Creeds are “no longer the standard by which a denomination is measured,” Ritchie said. “The Churches of Christ are unified by a common set of values and practices. While these are unwritten in most cases, they serve the same purpose as a formalized creed.
“To the outsider, the Churches of Christ have drawn clear lines on most theological and cultural positions, so we can no longer reasonably claim to be nondenominational.”
Ritchie was one of 645 Christians, representing all 50 states, who responded to a Christian Chronicle online survey that coincided with the latest edition of “Churches of Christ in the United States” by Nashville, Tenn.-based 21st Century Christian. The directory shows a drop of more than 72,000 adherents (baptized members and their families) since the previous edition in 2015.
That decline mirrors trends in denominations across the country, said Erinn Harris, who ministers for the Capital City Church of Christ in Sacramento, Calif.
“Our identity was based on concepts that are not true,” Harris said about reasons behind the decline. “For example, (some) people believe things such as Churches of Christ are the only true churches. … Some believe that we are the only ones with the correct interpretation of Scripture.”
Other respondents, including Barry O’Dell, cited a decline in evangelism — changing Jesus’ Great Commission in the Gospel of Matthew, “go and make disciples of all nations,” into “open the building, and they will come” — as a prominent factor in the fellowship’s declining numbers.
O’Dell, who worships with the Mammoth Spring Church of Christ in Arkansas, said that one of his concerns for the future is “that many in our fellowship view the church as just another denomination among the many. When there is no distinction from man-made institutions, the church no longer serves as the salt of the earth and the light of the world.
“Every denominational body can be traced to a specific time, place and human originator,” O’Dell said. “The Church of Christ, as found in the New Testament, can and does exist today.”
Many survey respondents said that Churches of Christ spend too much effort debating the nature of the fellowship itself.

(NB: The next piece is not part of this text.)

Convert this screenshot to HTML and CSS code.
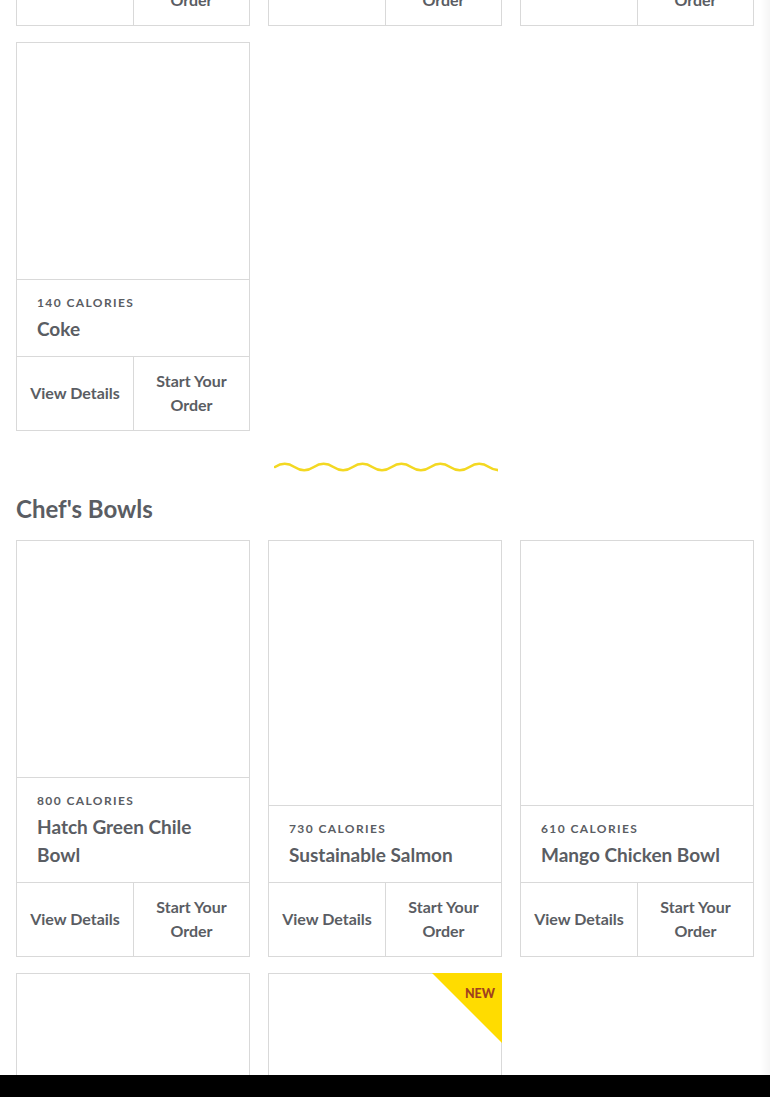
FILE: index.html
```html
<!DOCTYPE html>
<html lang="en">
<head>
<meta charset="utf-8">
<title>Menu</title>
<link rel="stylesheet" href="styles.css">
</head>
<body>
<main class="menu">
  <section class="category category-drinks">
    <div class="grid">
      <article class="card">
        <div class="card-image"></div>
        <div class="card-info"><div class="cal">150 CALORIES</div><h3 class="name">Sprite</h3></div>
        <div class="card-actions"><a class="btn">View Details</a><a class="btn">Start Your Order</a></div>
      </article>
      <article class="card">
        <div class="card-image"></div>
        <div class="card-info"><div class="cal">0 CALORIES</div><h3 class="name">Diet Coke</h3></div>
        <div class="card-actions"><a class="btn">View Details</a><a class="btn">Start Your Order</a></div>
      </article>
      <article class="card">
        <div class="card-image"></div>
        <div class="card-info"><div class="cal">120 CALORIES</div><h3 class="name">Lemonade</h3></div>
        <div class="card-actions"><a class="btn">View Details</a><a class="btn">Start Your Order</a></div>
      </article>
      <article class="card">
        <div class="card-image"></div>
        <div class="card-info"><div class="cal">140 CALORIES</div><h3 class="name">Coke</h3></div>
        <div class="card-actions"><a class="btn">View Details</a><a class="btn">Start Your Order</a></div>
      </article>
    </div>
  </section>

  <div class="divider">
    <svg width="224" height="14" viewBox="0 0 224 14" aria-hidden="true">
      <path d="M1 7 Q 10.72 0.6 20.45 7 T 39.9 7 T 59.35 7 T 78.8 7 T 98.25 7 T 117.7 7 T 137.15 7 T 156.6 7 T 176.05 7 T 195.5 7 T 214.95 7 T 234.4 7" fill="none" stroke="#f3d822" stroke-width="2.6" stroke-linecap="round"/>
    </svg>
  </div>

  <section class="category">
    <h2 class="category-title">Chef's Bowls</h2>
    <div class="grid">
      <article class="card">
        <div class="card-image"></div>
        <div class="card-info"><div class="cal">800 CALORIES</div><h3 class="name">Hatch Green Chile Bowl</h3></div>
        <div class="card-actions"><a class="btn">View Details</a><a class="btn">Start Your Order</a></div>
      </article>
      <article class="card">
        <div class="card-image"></div>
        <div class="card-info"><div class="cal">730 CALORIES</div><h3 class="name">Sustainable Salmon</h3></div>
        <div class="card-actions"><a class="btn">View Details</a><a class="btn">Start Your Order</a></div>
      </article>
      <article class="card">
        <div class="card-image"></div>
        <div class="card-info"><div class="cal">610 CALORIES</div><h3 class="name">Mango Chicken Bowl</h3></div>
        <div class="card-actions"><a class="btn">View Details</a><a class="btn">Start Your Order</a></div>
      </article>
      <article class="card">
        <div class="card-image"></div>
        <div class="card-info"><div class="cal">650 CALORIES</div><h3 class="name">Chipotle Chicken Bowl</h3></div>
        <div class="card-actions"><a class="btn">View Details</a><a class="btn">Start Your Order</a></div>
      </article>
      <article class="card">
        <span class="badge-new"><span class="badge-text">NEW</span></span>
        <div class="card-image"></div>
        <div class="card-info"><div class="cal">590 CALORIES</div><h3 class="name">Korean BBQ Bowl</h3></div>
        <div class="card-actions"><a class="btn">View Details</a><a class="btn">Start Your Order</a></div>
      </article>
    </div>
  </section>
</main>
<div class="bottom-bar"></div>
<div class="edge-shade"></div>
</body>
</html>
```

FILE: styles.css
```css
html, body {
  margin: 0;
  padding: 0;
  background: #ffffff;
}

body {
  font-family: Lato, "Open Sans", "Liberation Sans", sans-serif;
  color: #5a5d63;
  overflow: hidden;
}

.menu {
  padding: 0 16px;
  margin-top: -363px;
}

.grid {
  display: grid;
  grid-template-columns: repeat(3, 234px);
  column-gap: 18px;
  row-gap: 16px;
}

.card {
  position: relative;
  display: flex;
  flex-direction: column;
  border: 1px solid #d9d9d9;
  background: #fff;
}

.card-image {
  flex: 1 0 236px;
  min-height: 236px;
}

.card-info {
  border-top: 1px solid #d9d9d9;
  padding: 15px 20px 13px;
}

.cal {
  font-size: 12px;
  line-height: 16px;
  font-weight: 700;
  letter-spacing: 1.4px;
  color: #5a5d63;
}

.name {
  margin: 4px 0 0;
  font-size: 19px;
  line-height: 28px;
  font-weight: 700;
  color: #5a5d63;
}

.card-actions {
  display: grid;
  grid-template-columns: 1fr 1fr;
  border-top: 1px solid #d9d9d9;
  height: 73px;
}

.btn {
  display: flex;
  align-items: center;
  justify-content: center;
  text-align: center;
  padding: 0 12px 2px;
  font-size: 16px;
  line-height: 24px;
  font-weight: 700;
  color: #5a5d63;
}

.btn + .btn {
  border-left: 1px solid #d9d9d9;
}

.divider {
  display: flex;
  justify-content: center;
  margin-top: 29px;
  height: 14px;
  padding-left: 2px;
}

.divider svg {
  display: block;
}

.category-title {
  margin: 20px 0 16px;
  font-size: 24px;
  line-height: 30px;
  font-weight: 700;
  color: #5a5d63;
}

.badge-new {
  position: absolute;
  top: -1px;
  right: -1px;
  width: 70px;
  height: 70px;
  background: #ffdc00;
  clip-path: polygon(0 0, 100% 0, 100% 100%);
}

.badge-text {
  position: absolute;
  top: 13px;
  right: 7px;
  font-size: 12.5px;
  line-height: 16px;
  font-weight: 900;
  color: #a0401f;
}

.bottom-bar {
  position: fixed;
  left: 0;
  right: 0;
  bottom: 0;
  height: 22px;
  background: #000;
}

.edge-shade {
  position: fixed;
  top: 0;
  right: 0;
  bottom: 22px;
  width: 9px;
  background: linear-gradient(to right, rgba(0,0,0,0), rgba(0,0,0,0.04));
}
```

“Our obsession with talking about our own identity is distracting us while the rest of the world moves on,” said Aaron Campbell, a member of the Farragut Church of Christ in Knoxville, Tenn. “As we continue to fuss, fight, split and grow smaller, we will become irrelevant and invisible to the world around us.”
Others said they see Churches of Christ less as an earthly body and more as an ideal — born from a desire to practice simple, New Testament Christianity.

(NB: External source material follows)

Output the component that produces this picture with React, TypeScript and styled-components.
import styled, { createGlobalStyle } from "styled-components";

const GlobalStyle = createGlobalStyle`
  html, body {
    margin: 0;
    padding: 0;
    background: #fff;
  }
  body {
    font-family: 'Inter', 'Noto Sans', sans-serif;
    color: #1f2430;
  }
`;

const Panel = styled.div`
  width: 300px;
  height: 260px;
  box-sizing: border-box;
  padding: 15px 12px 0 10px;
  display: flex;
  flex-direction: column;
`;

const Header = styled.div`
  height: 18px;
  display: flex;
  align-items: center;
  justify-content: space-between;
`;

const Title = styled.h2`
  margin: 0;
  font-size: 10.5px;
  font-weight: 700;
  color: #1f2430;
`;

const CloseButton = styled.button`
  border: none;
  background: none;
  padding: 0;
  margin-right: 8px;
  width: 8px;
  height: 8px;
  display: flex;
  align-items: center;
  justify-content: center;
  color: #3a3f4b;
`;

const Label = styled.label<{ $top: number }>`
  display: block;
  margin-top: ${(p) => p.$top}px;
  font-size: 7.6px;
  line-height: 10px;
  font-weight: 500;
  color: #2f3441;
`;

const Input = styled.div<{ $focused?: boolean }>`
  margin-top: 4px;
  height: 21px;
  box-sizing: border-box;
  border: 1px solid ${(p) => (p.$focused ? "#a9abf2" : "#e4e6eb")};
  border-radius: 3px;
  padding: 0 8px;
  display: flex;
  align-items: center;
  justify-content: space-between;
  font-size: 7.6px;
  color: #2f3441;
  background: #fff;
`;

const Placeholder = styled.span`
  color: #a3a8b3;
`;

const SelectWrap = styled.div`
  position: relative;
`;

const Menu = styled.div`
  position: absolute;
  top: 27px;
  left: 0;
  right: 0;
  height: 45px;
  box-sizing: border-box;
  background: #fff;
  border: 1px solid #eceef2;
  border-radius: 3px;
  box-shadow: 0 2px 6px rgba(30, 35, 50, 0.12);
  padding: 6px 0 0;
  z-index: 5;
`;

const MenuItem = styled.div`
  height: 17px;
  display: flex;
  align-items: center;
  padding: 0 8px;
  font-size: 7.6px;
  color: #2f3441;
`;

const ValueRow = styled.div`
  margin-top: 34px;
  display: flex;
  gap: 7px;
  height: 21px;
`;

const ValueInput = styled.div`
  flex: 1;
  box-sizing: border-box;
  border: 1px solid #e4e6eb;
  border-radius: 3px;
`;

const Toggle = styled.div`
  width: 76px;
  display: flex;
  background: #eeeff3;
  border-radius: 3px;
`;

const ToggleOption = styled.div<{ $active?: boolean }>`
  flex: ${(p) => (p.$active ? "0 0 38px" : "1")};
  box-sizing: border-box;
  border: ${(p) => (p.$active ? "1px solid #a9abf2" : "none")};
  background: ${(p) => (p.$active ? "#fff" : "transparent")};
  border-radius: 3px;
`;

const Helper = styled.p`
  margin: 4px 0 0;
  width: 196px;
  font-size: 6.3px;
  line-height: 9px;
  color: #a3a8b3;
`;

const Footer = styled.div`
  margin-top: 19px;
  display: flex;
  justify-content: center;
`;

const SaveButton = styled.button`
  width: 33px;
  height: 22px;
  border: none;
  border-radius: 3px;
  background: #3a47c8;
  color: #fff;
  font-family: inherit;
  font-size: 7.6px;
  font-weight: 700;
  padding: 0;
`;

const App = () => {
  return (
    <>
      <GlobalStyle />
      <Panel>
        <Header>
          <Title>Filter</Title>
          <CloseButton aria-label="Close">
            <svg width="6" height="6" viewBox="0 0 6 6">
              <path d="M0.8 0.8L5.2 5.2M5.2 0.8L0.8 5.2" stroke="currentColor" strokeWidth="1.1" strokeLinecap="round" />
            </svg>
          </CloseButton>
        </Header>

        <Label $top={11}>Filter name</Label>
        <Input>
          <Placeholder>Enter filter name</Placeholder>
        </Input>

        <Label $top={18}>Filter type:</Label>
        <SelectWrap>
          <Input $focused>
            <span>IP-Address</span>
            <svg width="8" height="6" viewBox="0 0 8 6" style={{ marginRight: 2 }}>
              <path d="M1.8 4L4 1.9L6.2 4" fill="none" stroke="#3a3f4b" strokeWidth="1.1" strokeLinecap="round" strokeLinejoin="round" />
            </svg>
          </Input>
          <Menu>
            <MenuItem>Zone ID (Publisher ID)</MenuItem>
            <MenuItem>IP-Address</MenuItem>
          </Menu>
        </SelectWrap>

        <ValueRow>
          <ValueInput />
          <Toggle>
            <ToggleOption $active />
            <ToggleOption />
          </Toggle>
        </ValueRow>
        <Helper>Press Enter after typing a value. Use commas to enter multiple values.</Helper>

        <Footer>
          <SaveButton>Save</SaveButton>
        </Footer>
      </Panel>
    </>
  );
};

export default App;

Regardless of the lettering on their signs, Churches of Christ share a desire to help — especially in times of disaster. In 2011, the Mt. Hope Church of Christ in Webb City, Mo., served as a base for relief efforts after a devastating tornado in nearby Joplin.
“I believe that Jesus knows who his sheep are, and we do not have to delineate exactly where the boundaries of his kingdom’s reach,” said Daryl Beatty, who worships with Hope Fellowship, a church in the Houston area.

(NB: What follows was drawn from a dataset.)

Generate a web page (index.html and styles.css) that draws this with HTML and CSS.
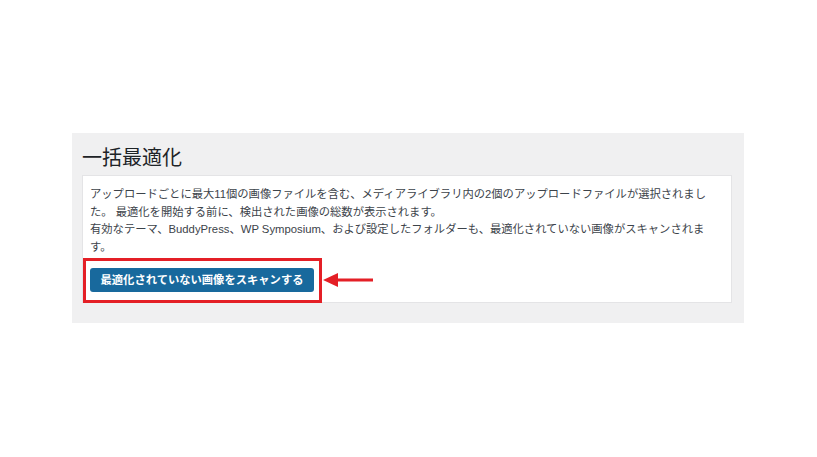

Once, on a trip to China, Beatty looked for a church to worship with on Sunday. He found a congregation on the internet.
“On the website, someone had asked ‘What denomination are you?’” Beatty recalled. “The answer was, ‘We don’t have the luxury of worrying about that here.’
“I fear that, if we focus too much on that luxury here, we may get to the point where we no longer have that luxury. Jesus prayed for unity in John 17, and the modern Church of Christ was born as a unity movement. Let it not become focused on division and delineation of exactly who is a member.”